**Data segment**
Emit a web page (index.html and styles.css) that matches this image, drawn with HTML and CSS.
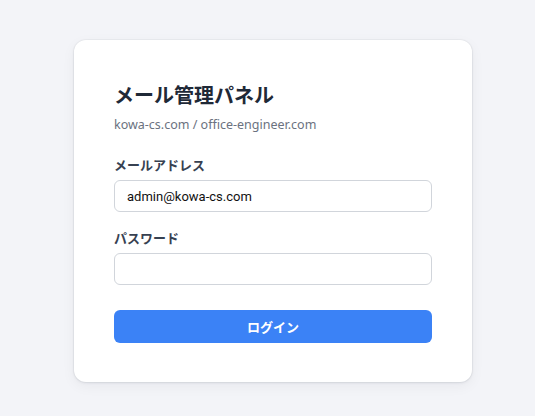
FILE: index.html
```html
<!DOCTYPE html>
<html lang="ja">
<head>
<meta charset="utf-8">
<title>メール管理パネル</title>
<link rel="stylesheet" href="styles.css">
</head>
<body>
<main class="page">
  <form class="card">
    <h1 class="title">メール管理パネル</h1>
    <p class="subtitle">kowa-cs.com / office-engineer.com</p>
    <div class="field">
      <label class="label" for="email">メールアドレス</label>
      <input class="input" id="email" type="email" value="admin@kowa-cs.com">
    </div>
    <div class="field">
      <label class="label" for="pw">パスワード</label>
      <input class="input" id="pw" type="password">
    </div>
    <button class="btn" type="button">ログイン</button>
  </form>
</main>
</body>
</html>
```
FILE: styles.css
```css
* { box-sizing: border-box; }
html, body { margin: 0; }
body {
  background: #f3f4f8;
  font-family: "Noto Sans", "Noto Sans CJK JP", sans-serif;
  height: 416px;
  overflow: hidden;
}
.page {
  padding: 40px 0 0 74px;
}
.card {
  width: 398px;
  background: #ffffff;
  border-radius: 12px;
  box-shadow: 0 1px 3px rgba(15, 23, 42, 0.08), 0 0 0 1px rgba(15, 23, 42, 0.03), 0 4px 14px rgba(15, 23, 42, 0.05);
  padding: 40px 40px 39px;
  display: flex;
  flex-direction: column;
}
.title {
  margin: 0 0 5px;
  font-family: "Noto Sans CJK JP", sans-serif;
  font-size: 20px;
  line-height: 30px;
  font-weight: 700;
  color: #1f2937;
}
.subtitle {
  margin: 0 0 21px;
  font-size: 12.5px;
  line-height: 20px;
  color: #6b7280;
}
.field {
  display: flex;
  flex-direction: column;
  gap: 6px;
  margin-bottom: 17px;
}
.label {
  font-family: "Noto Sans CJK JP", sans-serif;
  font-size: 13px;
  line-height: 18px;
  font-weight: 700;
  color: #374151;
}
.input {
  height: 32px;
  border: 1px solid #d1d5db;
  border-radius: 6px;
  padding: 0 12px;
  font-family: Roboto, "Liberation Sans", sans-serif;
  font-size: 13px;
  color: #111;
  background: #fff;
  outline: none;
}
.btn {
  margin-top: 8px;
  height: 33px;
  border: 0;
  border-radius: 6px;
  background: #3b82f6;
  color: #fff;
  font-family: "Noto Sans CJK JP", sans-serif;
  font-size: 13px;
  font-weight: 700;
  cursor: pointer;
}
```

**Aim**
Every line of the data above should be quoted exactly. Omit the pictures.

**Solution**
Emit a web page (index.html and styles.css) that matches this image, drawn with HTML and CSS.
FILE: index.html
```html
<!DOCTYPE html>
<html lang="ja">
<head>
<meta charset="utf-8">
<title>メール管理パネル</title>
<link rel="stylesheet" href="styles.css">
</head>
<body>
<main class="page">
  <form class="card">
    <h1 class="title">メール管理パネル</h1>
    <p class="subtitle">kowa-cs.com / office-engineer.com</p>
    <div class="field">
      <label class="label" for="email">メールアドレス</label>
      <input class="input" id="email" type="email" value="admin@kowa-cs.com">
    </div>
    <div class="field">
      <label class="label" for="pw">パスワード</label>
      <input class="input" id="pw" type="password">
    </div>
    <button class="btn" type="button">ログイン</button>
  </form>
</main>
</body>
</html>
```
FILE: styles.css
```css
* { box-sizing: border-box; }
html, body { margin: 0; }
body {
  background: #f3f4f8;
  font-family: "Noto Sans", "Noto Sans CJK JP", sans-serif;
  height: 416px;
  overflow: hidden;
}
.page {
  padding: 40px 0 0 74px;
}
.card {
  width: 398px;
  background: #ffffff;
  border-radius: 12px;
  box-shadow: 0 1px 3px rgba(15, 23, 42, 0.08), 0 0 0 1px rgba(15, 23, 42, 0.03), 0 4px 14px rgba(15, 23, 42, 0.05);
  padding: 40px 40px 39px;
  display: flex;
  flex-direction: column;
}
.title {
  margin: 0 0 5px;
  font-family: "Noto Sans CJK JP", sans-serif;
  font-size: 20px;
  line-height: 30px;
  font-weight: 700;
  color: #1f2937;
}
.subtitle {
  margin: 0 0 21px;
  font-size: 12.5px;
  line-height: 20px;
  color: #6b7280;
}
.field {
  display: flex;
  flex-direction: column;
  gap: 6px;
  margin-bottom: 17px;
}
.label {
  font-family: "Noto Sans CJK JP", sans-serif;
  font-size: 13px;
  line-height: 18px;
  font-weight: 700;
  color: #374151;
}
.input {
  height: 32px;
  border: 1px solid #d1d5db;
  border-radius: 6px;
  padding: 0 12px;
  font-family: Roboto, "Liberation Sans", sans-serif;
  font-size: 13px;
  color: #111;
  background: #fff;
  outline: none;
}
.btn {
  margin-top: 8px;
  height: 33px;
  border: 0;
  border-radius: 6px;
  background: #3b82f6;
  color: #fff;
  font-family: "Noto Sans CJK JP", sans-serif;
  font-size: 13px;
  font-weight: 700;
  cursor: pointer;
}
```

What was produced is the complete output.